Question

Write an equation and define the variable for the following problem. Do not solve.

The perimeter of a triangle is 39 inches. The second side is 9 times as long as the first side. The third side is 1 inch shorter than the second side.

My equation: ________
Let ________ = ________

a) P = 39; x = first side length
b) P = 39; x = second side length
c) P = 39; x = third side length
d) P = 39; x = total side length

Answer 1

An equation representing the perimeter of the triangle with given conditions is P = x + 9x + (9x - 1), where x is the first side length, and the correct answer is a) P = 39; x = first side length.

Step-by-step explanation:

To write an equation for the given triangle problem, we need to define our variable and understand the relationships between the sides of the triangle. Let's choose the first side as our variable for simplicity. So, let x be the length of the first side in inches.

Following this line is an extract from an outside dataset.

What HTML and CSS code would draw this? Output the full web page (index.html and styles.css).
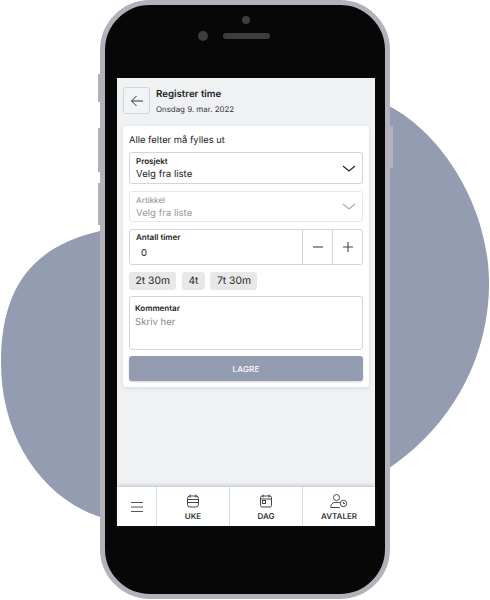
FILE: index.html
```html
<!DOCTYPE html>
<html lang="no">
<head>
<meta charset="utf-8">
<title>Registrer time</title>
<link rel="stylesheet" href="styles.css">
</head>
<body>
<div class="stage">
  <svg class="blob" width="490" height="600" viewBox="0 0 490 600"><path d="M385 104 C440 130 489 205 489 283 C489 365 445 432 385 471 L385 300 L100 517 C40 497 1 435 1 363 C1 290 30 247 100 231 L385 231 Z" fill="#939cb0"/></svg>
  <span class="side side-a"></span><span class="side side-b"></span><span class="side side-c"></span><span class="side side-d"></span>
  <div class="phone">
    <div class="bezel">
      <div class="top">
        <span class="cam"></span>
        <div class="sensors"><span class="lens"></span><span class="speaker"></span></div>
      </div>
      <div class="screen">
        <header class="head">
          <button class="back"><svg width="14" height="12" viewBox="0 0 14 12"><path d="M13 6H1.500M6.500 1 1.500 6l5 5" fill="none" stroke="#333" stroke-width="1"/></svg></button>
          <div class="head-text">
            <div class="title">Registrer time</div>
            <div class="sub">Onsdag 9. mar. 2022</div>
          </div>
        </header>
        <main class="card">
          <p class="note">Alle felter må fylles ut</p>
          <div class="field select">
            <div><div class="label">Prosjekt</div><div class="value">Velg fra liste</div></div>
            <svg width="14" height="7" viewBox="0 0 14 7"><path d="M1 1l6 5 6-5" fill="none" stroke="#222" stroke-width="1.100"/></svg>
          </div>
          <div class="field select off">
            <div><div class="label">Artikkel</div><div class="value">Velg fra liste</div></div>
            <svg width="14" height="7" viewBox="0 0 14 7"><path d="M1 1l6 5 6-5" fill="none" stroke="#aaa" stroke-width="1.100"/></svg>
          </div>
          <div class="field count">
            <div class="count-main"><div class="label">Antall timer</div><div class="value num">0</div></div>
            <div class="step"><svg width="12" height="12" viewBox="0 0 12 12"><path d="M1 6h10" stroke="#444" stroke-width="1.100"/></svg></div>
            <div class="step"><svg width="12" height="12" viewBox="0 0 12 12"><path d="M1 6h10M6 1v10" stroke="#444" stroke-width="1.100"/></svg></div>
          </div>
          <div class="chips"><span class="chip">2t 30m</span><span class="chip">4t</span><span class="chip">7t 30m</span></div>
          <div class="field comment">
            <div class="label">Kommentar</div>
            <div class="value hint">Skriv her</div>
          </div>
          <button class="save">LAGRE</button>
        </main>
        <nav class="nav">
          <div class="cell menu"><svg width="12" height="10" viewBox="0 0 12 10"><path d="M0 .5h12M0 5h12M0 9.500h12" stroke="#555" stroke-width="1"/></svg></div>
          <div class="cell">
            <svg width="14" height="14" viewBox="0 0 14 14" fill="none" stroke="#444" stroke-width="1"><rect x="1.500" y="2" width="11" height="11" rx="2.500"/><path d="M4 .5v3M10 .5v3M1.500 5.500h11M1.500 8.500h11"/></svg>
            <span>UKE</span>
          </div>
          <div class="cell">
            <svg width="14" height="14" viewBox="0 0 14 14" fill="none" stroke="#444" stroke-width="1"><rect x="1.500" y="2" width="11" height="11" rx="1.500"/><path d="M4 .5v3M10 .5v3M1.500 5h11"/><rect x="3.500" y="6.500" width="3" height="3"/></svg>
            <span>DAG</span>
          </div>
          <div class="cell">
            <svg width="18" height="14" viewBox="0 0 18 14" fill="none" stroke="#444" stroke-width="1"><circle cx="6.500" cy="3.500" r="3"/><path d="M.8 13.500v-1c0-2.500 2-4 4.500-4h3c1 0 1.700.2 2.200.6M.8 13.500h9"/><circle cx="13.500" cy="9.500" r="3.200"/><path d="M13.500 8v1.500h1.500"/></svg>
            <span>AVTALER</span>
          </div>
        </nav>
      </div>
    </div>
  </div>
</div>
</body>
</html>
```
FILE: styles.css
```css
* { box-sizing: border-box; }
html, body { margin: 0; padding: 0; background: #fff; }
body { font-family: Inter, "Liberation Sans", sans-serif; color: #1d1d1f; text-rendering: geometricPrecision; }
.stage { position: relative; width: 490px; height: 600px; overflow: hidden; }
.blob { position: absolute; left: 0; top: 0; }
.side { position: absolute; background: #b5b1ba; }
.side-a { left: 98px; top: 74px; width: 4px; height: 28px; }
.side-b { left: 98px; top: 128px; width: 4px; height: 44px; }
.side-c { left: 98px; top: 183px; width: 4px; height: 42px; }
.side-d { left: 388px; top: 126px; width: 5px; height: 42px; }
.phone { position: absolute; left: 100px; top: 0; width: 290px; height: 599px; border: 5px solid #b5b1ba; border-radius: 50px; background: #070707; }
.bezel { display: flex; flex-direction: column; height: 100%; padding: 0 10px 68px 12px; }
.top { height: 73px; display: flex; flex-direction: column; align-items: center; padding-top: 11px; }
.cam { width: 8px; height: 8px; border-radius: 50%; background: #3d3d3d; }
.sensors { display: flex; align-items: center; gap: 15px; margin: 7px 0 0 -24px; }
.lens { width: 10px; height: 10px; border-radius: 50%; background: #3d3d3d; }
.speaker { width: 47px; height: 6px; border-radius: 3px; background: #3d3d3d; }
.screen { flex: 1; display: flex; flex-direction: column; background: #eff1f3; padding-top: 9px; }
.head { display: flex; align-items: flex-start; gap: 6px; padding: 0 6px; height: 27px; }
.back { width: 27px; height: 27px; padding: 0; display: flex; align-items: center; justify-content: center; background: #f1f3f5; border: 1px solid #cdd6e0; border-radius: 3px; }
.head-text { padding-top: 1px; }
.title { font-size: 9.700px; font-weight: 600; line-height: 14px; }
.sub { font-size: 7.900px; line-height: 12px; margin-top: 1px; color: #333; }
.card { margin: 12px 6px 0; height: 261px; padding: 8px 6px 0; background: #fff; border-radius: 3px; box-shadow: 0 1px 4px rgba(60,70,90,.12); display: flex; flex-direction: column; }
.note { margin: 0 0 4px; font-size: 9.400px; line-height: 14px; color: #222; }
.field { border: 1px solid #cfd6e0; border-radius: 3px; background: #fff; }
.select { height: 32px; margin-bottom: 7px; padding: 2px 6px 0; display: flex; align-items: center; justify-content: space-between; }
.label { font-size: 8px; font-weight: 600; line-height: 11px; color: #222; }
.value { font-size: 9.600px; line-height: 15px; color: #222; }
.off { height: 31px; border-color: #e3e7ed; }
.off .label { color: #999; font-weight: 500; }
.off .value { color: #999; }
.select > svg { margin-top: -2px; }
.count { height: 36px; display: flex; margin-bottom: 7px; }
.count-main { flex: 1; padding: 2px 6px 0; }
.num { margin: 3px 0 0 5px; }
.step { width: 30px; display: flex; align-items: center; justify-content: center; border-left: 1px solid #cfd6e0; }
.chips { display: flex; gap: 5.500px; height: 18px; margin-bottom: 6px; }
.chip { display: flex; align-items: center; padding: 0 6.500px; background: #e8e8e8; border-radius: 3px; font-size: 10.300px; color: #222; }
.comment { height: 54px; padding: 6px 5px 0; margin-bottom: 6px; }
.hint { color: #888; margin-top: 1px; }
.save { height: 25px; border: 0; border-radius: 3px; background: #939cb0; color: #f4f5f7; font: 600 8px Inter, "Liberation Sans", sans-serif; letter-spacing: .2px; box-shadow: 0 1px 2px rgba(40,50,70,.2); }
.nav { margin-top: auto; height: 39px; display: flex; background: #fff; box-shadow: 0 -1px 4px rgba(60,80,110,.3); }
.cell { width: 73px; display: flex; flex-direction: column; align-items: center; justify-content: flex-end; gap: 3px; padding-bottom: 4px; border-left: 1px solid #d5dde6; font-size: 8px; font-weight: 600; line-height: 11px; color: #333; }
.menu { width: 39px; justify-content: center; padding: 0; border-left: 0; }
```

According to the problem, the second side is 9 times as long as the first side, which means the second side's length is 9x inches. The third side is 1 inch shorter than the second side, so the third side's length is 9x - 1 inches. The perimeter of the triangle, which is the sum of the lengths of its three sides, is given as 39 inches.

Therefore, the equation to represent the perimeter of the triangle is:

P = x + 9x + (9x - 1)

When we define the variable:

Let x = first side length

The correct answer from the given options is a) P = 39; x = first side length.